Managing actions

As a Service Delivery Engineer, you are interested in how the actions run and how to keep them running smoothly. Use the Actions page to test actions, view statistics, and administer the available actions.

The following types of runbook contain actions:

  • Semi-automated runbooks: runbooks that contain one or more actions. These runbooks consist of manual and automated steps.

  • Fully automated runbooks: runbooks that contain an action in each step. If fully automated runbooks are started by a trigger, you can find their status on the Activities page. Select the filter Type and select Triggered automatically.

On the Actions page, you can find all available actions with the following information displayed in the table:

  • Name:

    Name of the action.

  • Description:

    Description of the action.

  • Type:

    Actions are of the type SSH, HTTP, Client-side, Predefined, or Ansible, depending on the connection type used.

  • Invocations:

    The number of times the action has been used in runbooks.

  • Rating:

    Average rating, based on the ratings provided by operators and administrators who ran the action and provided a rating.

  • Success rate:

    How reliably did this action run so far? The success rate indicates how well an action ran.

  • Last modified:

    A timestamp of when the action was last modified.

  • Actions:

    As a Subject Matter Expert you can Test, Edit, Copy, and Delete an action unless the action is of type Predefined or Ansible.

    Select an action in the table to display the Preview side panel for that action. You can Edit Edit, Copy Copy, Test Test, and Delete Delete actions directly from the side panel. The Details section is open by default and displays the Description, Action ID, Prerequisites, Success rate, and Last modified by.

    The Parameters tab contains the name, description, and default values of the parameters contained in the action.

    The Content tab of the side panel shows the script content in the case of script actions, or the Method and API endpoint in the case of HTTP actions.

    Click the X in the top right corner to close the side panel.

How is the success rate of an action calculated?

An action can have the following exit states:

  • failed:

    The action failed to complete, either because it could not even be started, for example because of an invalid hostname, unsuccessful authentication, or incorrect parameters (in the case of an Ansible action), or it failed during execution because of an internal issue such as a zone failure.

  • unsuccessful:

    The action could be started but has a return code indicating an error, for example for ssh actions the exit code is not 0, for http actions the http return code is >= 400.

  • successful:

    The action could be started and has a return code indicating success, for example for ssh actions the exit code is 0, for http actions the http return code is <400.

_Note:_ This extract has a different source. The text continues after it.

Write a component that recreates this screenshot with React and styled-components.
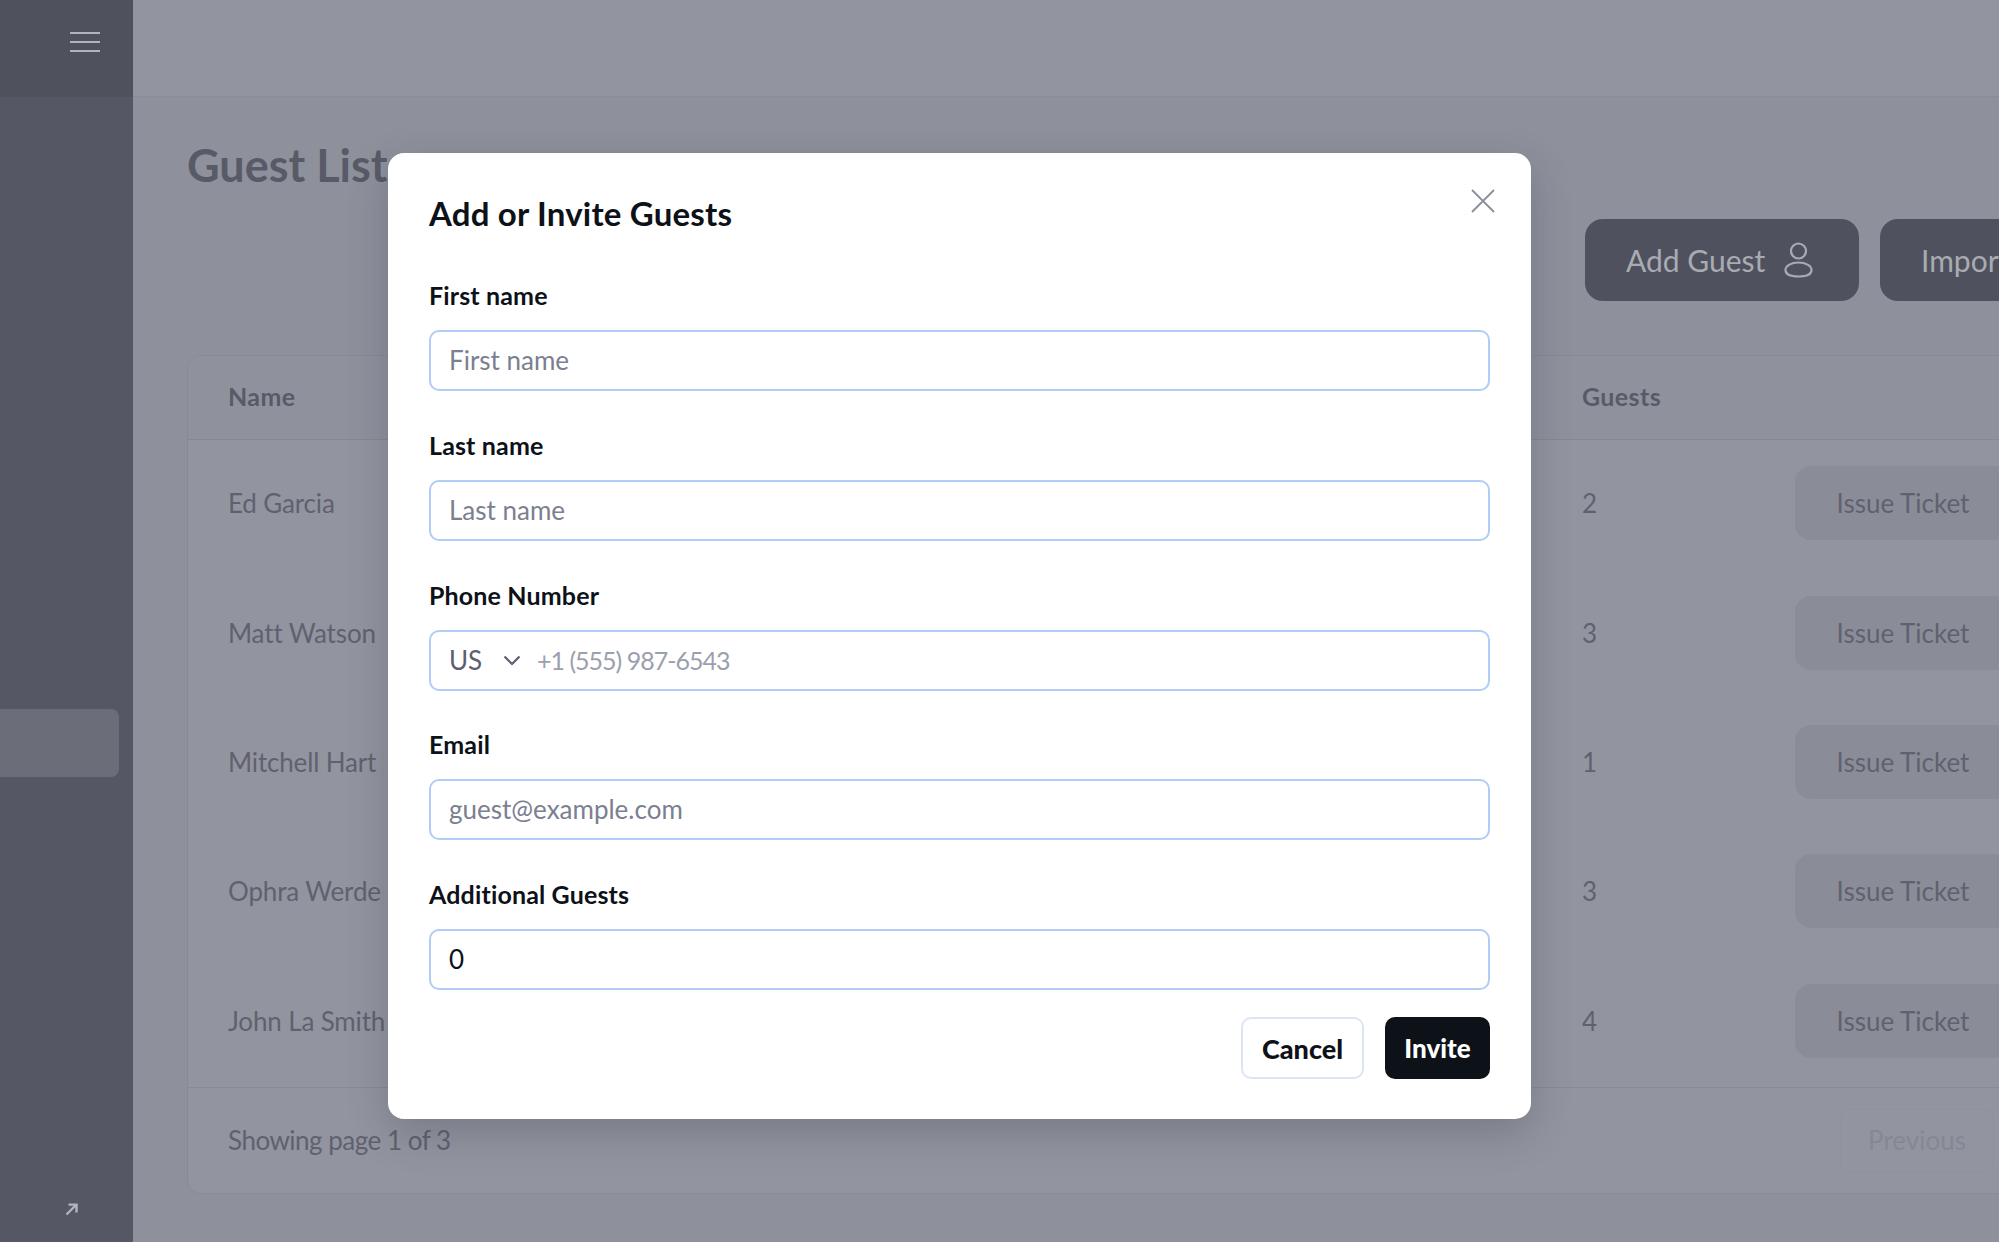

The success rate indicates the quality of an action. For example, for ssh actions it indicates the quality of the corresponding scripts. For Ansible actions, the success rate indicates the quality of the corresponding Ansible playbooks.

It does not indicate if the configuration is correct. For example, if an ssh action cannot be executed because of an invalid hostname or authentication failure, you will see this in the success rate of the runbook, but not in the success rate of the action.

Therefore, the success rate is calculated using the number of unsuccessful and successful action activities. It does not include the number of failed action activities.

The total number of action invocations that is listed in the Actions table includes all action activities, including the failed ones.